One of the reasons Providence exists is to articulate the distinctive Christian conception of human worth into a public policy arena often devoid of such distinctions. The reality that faces secular and political scientists alike is that a person’s worth is not predicated solely on their utility or their political affinity. Every human being is created in the image of God and their worth is inherent and inviolable. This reality of human worth transcends policy and confounds statistics; and this reality should cause us to see equal dignity in all men and women, whether they’re facing asylum, abortion, or an AR-15.
Christians often struggle in times such as these to find their place amidst the culture. Are they on the right side or the left? Do they favor this policy or that? Are they part of a nationalistic movement or a super-national/supernatural order? What hath Jerusalem to do with El Paso or Dayton? In Christianity and Democracy, Jacques Maritan elucidates the Christian contribution and call to culture with refreshing clarity,
“Christianity announced to the peoples the kingdom of God and the life to come; it has taught them the unity of the human race, the natural equality of all men, children of the same God and redeemed by the same Christ, the inalienable dignity of every soul fashioned in the image of God, the dignity of labor and the dignity of the poor, the primacy of inner values and of goodwill over external values, the inviolability of consciences, the exact vigilance of God’s justice and providence over the great and the small.
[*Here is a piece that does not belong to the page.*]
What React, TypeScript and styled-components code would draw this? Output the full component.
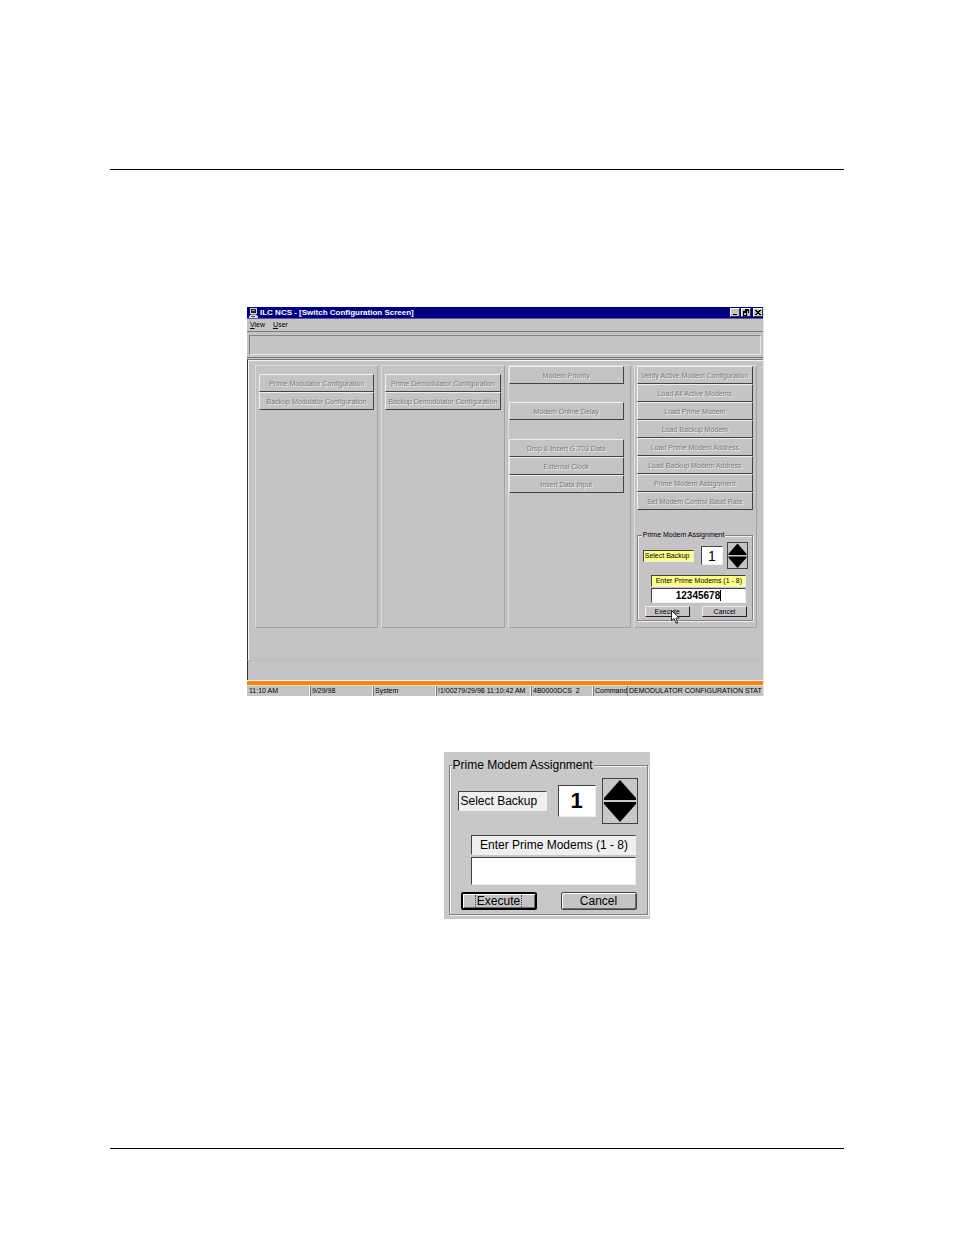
import React from "react";
import styled, { createGlobalStyle, css } from "styled-components";

const GRAY = "#c6c3c6";

const GlobalStyle = createGlobalStyle`
  *, *::before, *::after { box-sizing: border-box; }
  body { margin: 0; background: #fff; color: #000; font-family: "Liberation Sans", Arial, sans-serif; }
  button, input { font-family: inherit; color: inherit; margin: 0; padding: 0; border-radius: 0; }
`;

const Page = styled.div`
  min-height: 100vh;
  display: flex;
  flex-direction: column;
  padding: 169px 110px 86px;
`;

const Rule = styled.hr`
  width: 100%;
  height: 1px;
  margin: 0;
  border: 0;
  background: #000;
`;

const Figures = styled.main`
  flex: 1;
  display: flex;
  flex-direction: column;
  gap: 56px;
  padding: 137px 80px 40px 137px;
`;

const AppWindow = styled.section`
  background: ${GRAY};
  border-right: 1px solid #e7e3e7;
  font-size: 7px;
  line-height: 11px;
`;

const TitleBar = styled.header`
  display: flex;
  align-items: center;
  gap: 2px;
  height: 12px;
  padding: 0 0 0 2px;
  background: #000084;
  border-bottom: 1px solid #5a5a9c;
  color: #fff;
`;

const Title = styled.h1`
  flex: 1;
  margin: 0;
  font-size: 8px;
  line-height: 11px;
  font-weight: bold;
  white-space: nowrap;
`;

const WindowButtons = styled.div`
  display: flex;
`;

const WindowButton = styled.button<{ $apart?: boolean }>`
  display: block;
  width: 10px;
  height: 9px;
  margin-left: ${(p) => (p.$apart ? 2 : 1)}px;
  border: 1px solid;
  border-color: #fff #333 #333 #fff;
  background: ${GRAY};

  svg { display: block; }
`;

const MenuBar = styled.nav`
  display: flex;
  gap: 8px;
  height: 12px;
  padding: 0 3px;
`;

const MenuLink = styled.a`
  color: #000;
  text-decoration: none;
`;

const ToolStrip = styled.div`
  padding: 3px 2px 2px;
  border-top: 1px solid #7b7b7b;
  border-bottom: 1px solid #7b7b7b;
`;

const ToolWell = styled.div`
  height: 20px;
  border: 1px solid;
  border-color: #848284 #e7e7e7 #e7e7e7 #848284;
`;

const Client = styled.div`
  margin-top: 1px;
  padding: 5px 6px 32px 7px;
  border-top: 1px solid #7b7b7b;
  border-left: 1px solid #333;
  box-shadow: inset 1px 1px 0 #f4f4f4;
`;

const Columns = styled.div`
  display: grid;
  grid-template-columns: repeat(4, minmax(0, 1fr));
  gap: 3px;
  min-height: 263px;
`;

const Column = styled.div<{ $pad?: string }>`
  display: flex;
  flex-direction: column;
  padding: ${(p) => p.$pad ?? "0 3px"};
  border: 1px solid;
  border-color: #dedbde #a5a2a5 #a5a2a5 #dedbde;
`;

const ButtonStack = styled.div<{ $after?: number }>`
  display: flex;
  flex-direction: column;
  margin-bottom: ${(p) => p.$after ?? 0}px;
`;

const CommandButton = styled.button`
  height: 18px;
  border: 1px solid;
  border-color: #efefef #424242 #424242 #efefef;
  background: ${GRAY};
  font-size: 7px;
  line-height: 11px;
  white-space: nowrap;

  &:disabled {
    color: #7b797b;
    text-shadow: 1px 1px 0 #efefef;
  }
`;

const Footer = styled.div`
  height: 20px;
  border-top: 1px solid #bdbabd;
  border-left: 1px solid #333;
`;

const Alarm = styled.div`
  height: 6px;
  border-top: 1px solid #fff;
  border-bottom: 1px solid #e7e3e7;
  background: #ff8200;
`;

const StatusBar = styled.footer`
  display: grid;
  grid-template-columns: 63fr 63fr 63fr 95fr 62fr 34fr 136fr;
  height: 10px;
`;

const StatusCell = styled.span`
  min-width: 0;
  padding-left: 2px;
  white-space: pre;
  line-height: 10px;

  & + & {
    padding-left: 1px;
    border-left: 1px solid #7b7b7b;
    box-shadow: -1px 0 0 #efefef;
  }

  &:last-child { box-shadow: none; }
`;

type Size = "small" | "large";

const METRICS: Record<Size, { font: number; legend: number; digit: number }> = {
  small: { font: 7, legend: 10, digit: 14 },
  large: { font: 12, legend: 20, digit: 22 },
};

const sized = (small: ReturnType<typeof css>, large: ReturnType<typeof css>) =>
  css<{ $size: Size }>`
    ${(p) => (p.$size === "small" ? small : large)}
  `;

const Group = styled.fieldset<{ $size: Size }>`
  position: relative;
  min-width: 0;
  margin: 0;
  border: 1px solid #848284;
  box-shadow: inset 1px 1px 0 #efefef, 1px 1px 0 #efefef;
  font-size: ${(p) => METRICS[p.$size].font}px;
  line-height: ${(p) => METRICS[p.$size].legend}px;
  ${sized(
    css`padding: 2px 4px 3px 5px;`,
    css`padding: 3px 9px 4px 8px;`
  )}
`;

const Legend = styled.legend<{ $size: Size }>`
  padding: 0 1px;
  margin-left: ${(p) => (p.$size === "small" ? -1 : -6)}px;
  background: ${(p) => (p.$size === "small" ? GRAY : "#c8c8c8")};
  white-space: nowrap;
`;

const BackupRow = styled.div`
  display: flex;
  align-items: center;
`;

const sunken = css`
  border: 1px solid;
  border-color: #424242 #efefef #efefef #424242;
`;

const FieldLabel = styled.label<{ $size: Size; $wide?: boolean }>`
  ${sunken}
  display: block;
  background: ${(p) => (p.$size === "small" ? "#ffff84" : "#efefef")};
  white-space: nowrap;
  text-align: ${(p) => (p.$wide ? "center" : "left")};
  ${sized(
    css`height: 12px; padding-left: 1px;`,
    css`height: 20px; line-height: 18px; padding-left: 2px;`
  )}
  ${(p) => !p.$wide && (p.$size === "small" ? css`width: 51px;` : css`width: 89px;`)}
`;

const NumberBox = styled.input<{ $size: Size }>`
  ${sunken}
  background: #fff;
  text-align: center;
  font-size: ${(p) => METRICS[p.$size].digit}px;
  ${sized(
    css`width: 22px; height: 19px; margin: 0 4px 0 auto;`,
    css`width: 38px; height: 32px; margin: 0 6px 0 auto; font-weight: bold;`
  )}
`;

const Spinner = styled.div<{ $size: Size }>`
  display: flex;
  flex-direction: column;
  border: 1px solid #424242;
  ${sized(
    css`width: 21px; height: 27px;`,
    css`width: 36px; height: 46px;`
  )}
`;

const SpinButton = styled.button`
  flex: 1;
  min-height: 0;
  border: 0;
  background: transparent;

  svg { display: block; width: 100%; height: 100%; }
`;

const EntryBlock = styled.div<{ $size: Size }>`
  display: flex;
  flex-direction: column;
  ${sized(
    css`gap: 1px; margin: 6px 2px 0 8px;`,
    css`gap: 2px; margin: 11px 2px 0 13px;`
  )}
`;

const EntryWrap = styled.div`
  position: relative;
  display: flex;
`;

const Entry = styled.input<{ $size: Size }>`
  ${sunken}
  flex: 1;
  min-width: 0;
  background: #fff;
  font-weight: bold;
  ${sized(
    css`height: 15px; padding-left: 24px; font-size: 10px;`,
    css`height: 28px; padding-left: 6px; font-size: 16px;`
  )}
`;

const Caret = styled.span`
  position: absolute;
  left: 69px;
  top: 2px;
  width: 1px;
  height: 11px;
  background: #000;
`;

const Actions = styled.div<{ $size: Size }>`
  display: flex;
  justify-content: space-between;
  ${sized(
    css`margin: 3px 1px 0 2px;`,
    css`margin: 7px 1px 0 3px;`
  )}
`;

const ActionButton = styled.button<{ $size: Size; $focused?: boolean }>`
  position: relative;
  display: flex;
  align-items: center;
  justify-content: center;
  background: ${GRAY};
  border: 1px solid;
  border-color: #efefef #212121 #212121 #efefef;
  ${sized(
    css`width: 45px; height: 11px; font-size: 7px; line-height: 9px;`,
    css`
      width: 76px; height: 18px; font-size: 12px; line-height: 16px;
      border-color: #424242;
      border-radius: 2px;
      box-shadow: inset 1px 1px 0 #fff, inset -1px -1px 0 #6b6b6b;
    `
  )}
  ${(p) => p.$focused && css`
    border: 2px solid #000;

    span { height: 12px; line-height: 12px; padding: 0 1px; border: dotted #424242; border-width: 0 1px; }
  `}
`;

const Pointer = styled.svg`
  position: absolute;
  left: 25px;
  top: 3px;
  z-index: 1;
`;

const DialogFigure = styled.section`
  align-self: center;
  width: 206px;
  margin-left: 82px;
  padding: 3px 2px 4px 5px;
  background: #c8c8c8;
`;

const TitleIcon = () => (
  <svg width="9" height="10" viewBox="0 0 9 10" aria-hidden="true" shapeRendering="crispEdges">
    <path d="M1 0h7v6H1z" fill="#d8d8d8" />
    <path d="M2 1h5v4H2z" fill="#18184a" />
    <path d="M3 2h3v1H3z" fill="#8cb5b5" />
    <path d="M2 6h5v1H2z" fill="#888" />
    <path d="M1 7h7v1H1zM0 8h9v2H0z" fill="#d8d8d8" />
    <path d="M2 8h4v1H2z" fill="#444" />
  </svg>
);

const glyphs: Record<string, string> = {
  Minimize: "M2 5h4v1H2z",
  Restore: "M3 0h4v4H6V2H3zM1 2h4v5H1zM2 4v2h2V4z",
  Close: "M1 1h2v1h2V1h2v1H6v1H5v1h1v1h1v1H5V5H3v1H1V5h1V4h1V3H2V2H1z",
};

const PrimeModemGroup = ({ size, value }: { size: Size; value: string }) => {
  const small = size === "small";
  return (
    <Group $size={size}>
      <Legend $size={size}>Prime Modem Assignment</Legend>
      <BackupRow>
        <FieldLabel $size={size} htmlFor={`backup-${size}`}>Select Backup</FieldLabel>
        <NumberBox $size={size} id={`backup-${size}`} defaultValue="1" />
        <Spinner $size={size}>
          <SpinButton type="button" aria-label="Increase">
            <svg viewBox="0 0 34 22" preserveAspectRatio="none"><path d="M17 1L33 19V21H1V19z" /></svg>
          </SpinButton>
          <SpinButton type="button" aria-label="Decrease">
            <svg viewBox="0 0 34 22" preserveAspectRatio="none"><path d="M17 21L33 3V1H1V3z" /></svg>
          </SpinButton>
        </Spinner>
      </BackupRow>
      <EntryBlock $size={size}>
        <FieldLabel $size={size} $wide htmlFor={`modems-${size}`}>Enter Prime Modems (1 - 8)</FieldLabel>
        <EntryWrap>
          <Entry $size={size} id={`modems-${size}`} defaultValue={value} />
          {small && <Caret />}
        </EntryWrap>
      </EntryBlock>
      <Actions $size={size}>
        <ActionButton type="button" $size={size} $focused={!small}>
          <span>Execute</span>
          {small && (
            <Pointer width="9" height="14" viewBox="0 0 9 14" aria-hidden="true">
              <path d="M.5.5V10.5L3 8.3L5 13H6.700L5 8H8.200z" fill="#fff" stroke="#000" strokeWidth=".8" />
            </Pointer>
          )}
        </ActionButton>
        <ActionButton type="button" $size={size}><span>Cancel</span></ActionButton>
      </Actions>
    </Group>
  );
};

const Commands = ({ names, after }: { names: string[]; after?: number }) => (
  <ButtonStack $after={after}>
    {names.map((name) => (
      <CommandButton key={name} type="button" disabled>{name}</CommandButton>
    ))}
  </ButtonStack>
);

const STATUS = [
  "11:10 AM",
  "9/29/98",
  "System",
  "!1!00279/29/98 11:10:42 AM",
  "4B0000DCS  2",
  "Command",
  "DEMODULATOR CONFIGURATION STAT",
];

export default function App() {
  return (
    <>
      <GlobalStyle />
      <Page>
        <Rule />
        <Figures>
          <AppWindow>
            <TitleBar>
              <TitleIcon />
              <Title>ILC NCS - [Switch Configuration Screen]</Title>
              <WindowButtons>
                {Object.entries(glyphs).map(([name, d]) => (
                  <WindowButton key={name} type="button" aria-label={name} $apart={name === "Close"}>
                    <svg width="8" height="7" viewBox="0 0 8 7" shapeRendering="crispEdges">
                      <path d={d} fillRule="evenodd" />
                    </svg>
                  </WindowButton>
                ))}
              </WindowButtons>
            </TitleBar>
            <MenuBar>
              <MenuLink href="#view"><u>V</u>iew</MenuLink>
              <MenuLink href="#user"><u>U</u>ser</MenuLink>
            </MenuBar>
            <ToolStrip><ToolWell /></ToolStrip>
            <Client>
              <Columns>
                <Column $pad="8px 3px 0">
                  <Commands names={["Prime Modulator Configuration", "Backup Modulator Configuration"]} />
                </Column>
                <Column $pad="8px 3px 0">
                  <Commands names={["Prime Demodulator Configuration", "Backup Demodulator Configuration"]} />
                </Column>
                <Column $pad="0 6px 0 0">
                  <Commands names={["Modem Priority"]} after={18} />
                  <Commands names={["Modem Online Delay"]} after={19} />
                  <Commands names={["Drop & Insert G.703 Data", "External Clock", "Insert Data Input"]} />
                </Column>
                <Column $pad="0 3px 0 2px">
                  <Commands
                    after={20}
                    names={[
                      "Verify Active Modem Configuration",
                      "Load All Active Modems",
                      "Load Prime Modem",
                      "Load Backup Modem",
                      "Load Prime Modem Address",
                      "Load Backup Modem Address",
                      "Prime Modem Assignment",
                      "Set Modem Control Baud Rate",
                    ]}
                  />
                  <PrimeModemGroup size="small" value="12345678" />
                </Column>
              </Columns>
            </Client>
            <Footer />
            <Alarm />
            <StatusBar>
              {STATUS.map((text) => <StatusCell key={text}>{text}</StatusCell>)}
            </StatusBar>
          </AppWindow>
          <DialogFigure>
            <PrimeModemGroup size="large" value="" />
          </DialogFigure>
        </Figures>
        <Rule />
      </Page>
    </>
  );
}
For Maritan, it is the duty of those who lead us “to manage the goods entrusted to them,” chief among these “goods” is the “call to all to share in the freedom of the sons of God.” And it is the obligation of those who are being led to remind their leaders of this duty. Now that task falls on us. So we mourn and we remember; we remember the distinct worth of the fallen and the inherent dignity of the foreigner, knowing that if we forget either then we deny our own humanity.